And they offered a deal that sounded hard to refuse: GEN would
bear all the development costs while the institution would get
a piece of the company and a fraction of the gross receipts.
All they had to do was let their professors go.
GEN was enthusiastically received in some quarters. Peter Lange,
the provost at Duke, said that he had been impressed both with
the material and with the message, which he summarized as, "We're
seeking to provide distance learning courses in a format and
of a quality that will map well onto what you as a top-tier
educational institution are doing." But on the very highest
peaks of the university world, the GEN officials were essentially
treated like ambassadors from a barbarous nation. One prominent
university president lectured Taylor and Allen about the dangers
of "contamination." Herb Allen sums up the general
reaction by saying, "We didn't encounter hostility; we
encountered intransigence."
While Brown, Wellesley and Duke agreed to sign up with GEN,
the company was rebuffed everywhere else. This was a setback,
if not quite a catastrophe. Save at the three affiliated schools,
the company now negotiates with individual professors, though
it is by no means clear that the leading universities will simply
stand by while GEN strikes deals with their academic stars.

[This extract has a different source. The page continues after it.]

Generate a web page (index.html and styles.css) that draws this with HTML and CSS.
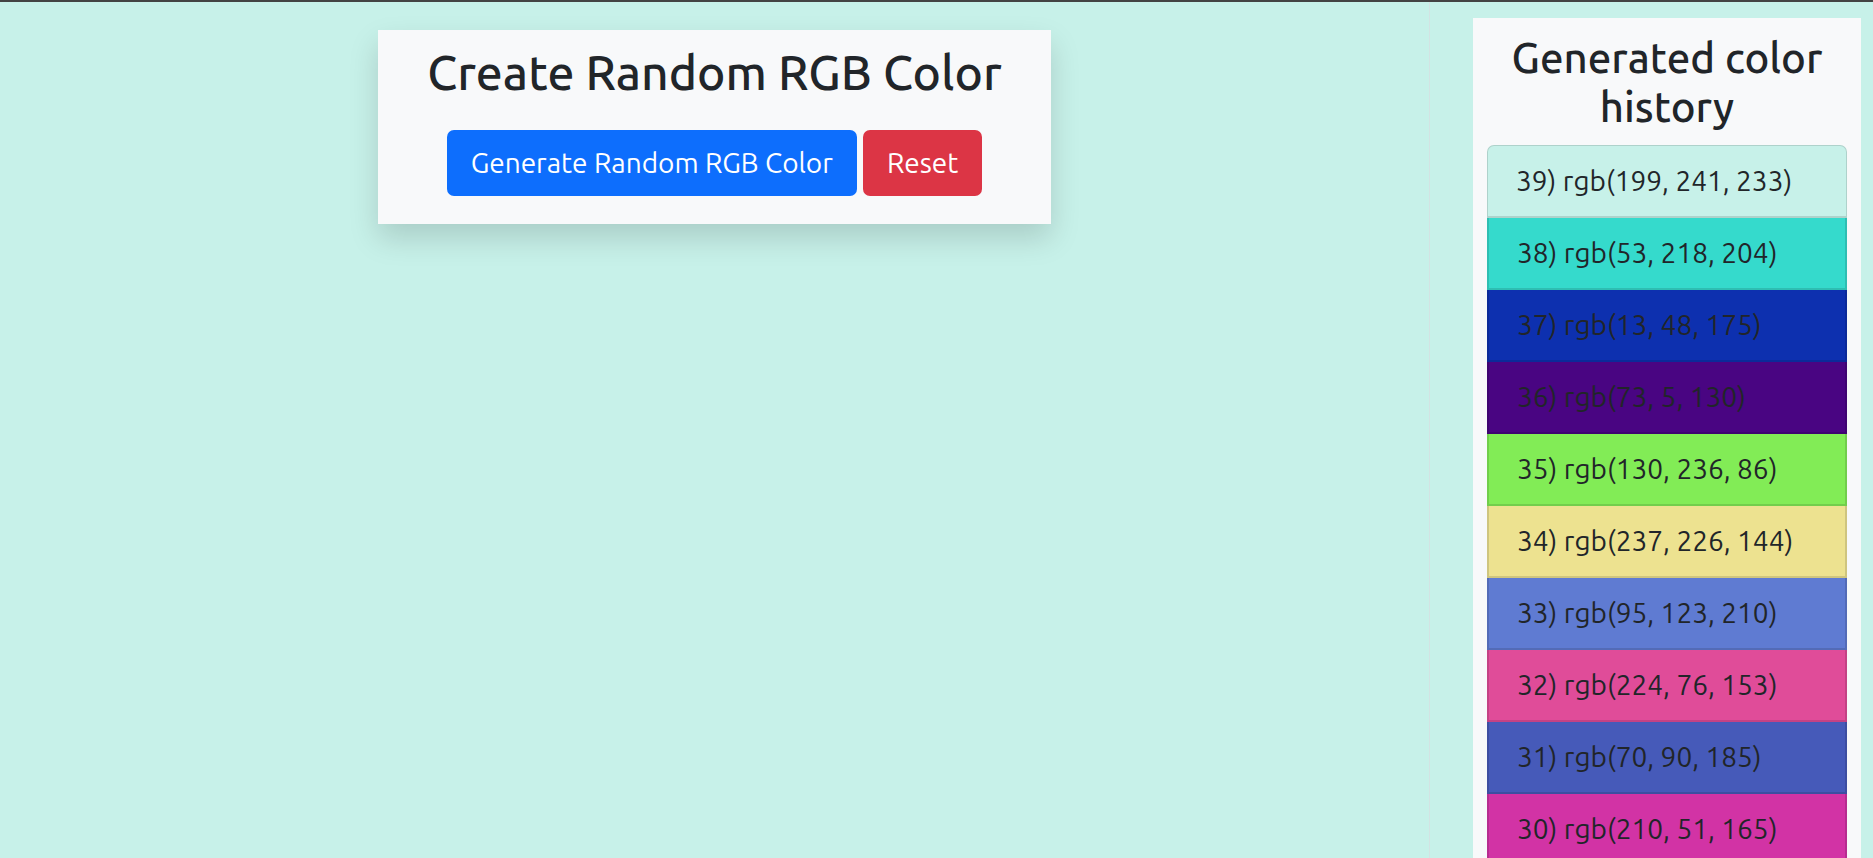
FILE: index.html
```
<!DOCTYPE html>
<html lang="en">
<head>
<meta charset="utf-8">
<meta name="viewport" content="width=device-width, initial-scale=1">
<title>Random RGB Color</title>
<link rel="stylesheet" href="styles.css">
</head>
<body>
<div class="layout">
  <main class="stage">
    <section class="generator">
      <h1 class="generator-title">Create Random RGB Color</h1>
      <div class="actions">
        <button type="button" class="btn btn-primary">Generate Random RGB Color</button>
        <button type="button" class="btn btn-danger">Reset</button>
      </div>
    </section>
  </main>
  <aside class="sidebar">
    <section class="history">
      <h2 class="history-title">Generated color history</h2>
      <ul class="history-list">
        <li class="history-item" style="background-color: rgb(199, 241, 233)">39) rgb(199, 241, 233)</li>
        <li class="history-item" style="background-color: rgb(53, 218, 204)">38) rgb(53, 218, 204)</li>
        <li class="history-item" style="background-color: rgb(13, 48, 175)">37) rgb(13, 48, 175)</li>
        <li class="history-item" style="background-color: rgb(73, 5, 130)">36) rgb(73, 5, 130)</li>
        <li class="history-item" style="background-color: rgb(130, 236, 86)">35) rgb(130, 236, 86)</li>
        <li class="history-item" style="background-color: rgb(237, 226, 144)">34) rgb(237, 226, 144)</li>
        <li class="history-item" style="background-color: rgb(95, 123, 210)">33) rgb(95, 123, 210)</li>
        <li class="history-item" style="background-color: rgb(224, 76, 153)">32) rgb(224, 76, 153)</li>
        <li class="history-item" style="background-color: rgb(70, 90, 185)">31) rgb(70, 90, 185)</li>
        <li class="history-item" style="background-color: rgb(210, 51, 165)">30) rgb(210, 51, 165)</li>
      </ul>
    </section>
  </aside>
</div>
</body>
</html>
```
FILE: styles.css
```
* { box-sizing: border-box; }
body {
  margin: 0;
  background: rgb(199, 241, 233);
  color: #212529;
  font-family: Ubuntu, "Noto Sans", sans-serif;
  font-size: 28px;
  line-height: 42px;
}
.layout {
  display: grid;
  grid-template-columns: minmax(0, 1fr) 444px;
  height: 100vh;
  overflow: hidden;
  border-top: 2px solid #434343;
}
.stage {
  display: flex;
  justify-content: center;
  align-items: flex-start;
  padding-top: 28px;
}
.generator {
  padding: 14px 49px 28px;
  background: #f8f9fa;
  box-shadow: 0 14px 28px rgba(0, 0, 0, 0.15);
  text-align: center;
}
.generator-title {
  margin: 0 0 30px;
  font-size: 48px;
  font-weight: 500;
  line-height: 56px;
}
.actions {
  display: flex;
  justify-content: center;
  gap: 6px;
}
.btn {
  padding: 12px 24px;
  border: 0;
  border-radius: 7px;
  color: #fff;
  font: inherit;
  cursor: pointer;
}
.btn-primary { background: #0d6efd; }
.btn-danger { background: #dc3545; }
.sidebar {
  padding: 16px 12px 0 43px;
  border-left: 1px solid #d3e3e3;
}
.history {
  padding: 15px 14px;
  background: #f8f9fa;
}
.history-title {
  margin: 0 0 14px;
  font-size: 42px;
  font-weight: 500;
  line-height: 49px;
  text-align: center;
}
.history-list {
  margin: 0;
  padding: 0;
  list-style: none;
}
.history-item {
  padding: 14px 28px;
  border: 2px solid rgba(0, 0, 0, 0.125);
  border-top-width: 0;
}
.history-item:first-child {
  border-width: 1px 1px 2px;
  border-radius: 7px 7px 0 0;
}
```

One of the schools that turned GEN down, interesting enough,
was Williams. When I arrived on campus early in the fall semester,
it was a warm and breezy day, and students in shorts and T-shirts
were playing Frisbee on the broad, perfectly trimmed lawns or
practicing lacrosse against a dormitory wall. Williams is a
paradisal spot. Hawthorne lived nearby, and Melville stared
out the window at the shaggy mass of Mount Greylock as he conjured
up the looming form of Moby-Dick.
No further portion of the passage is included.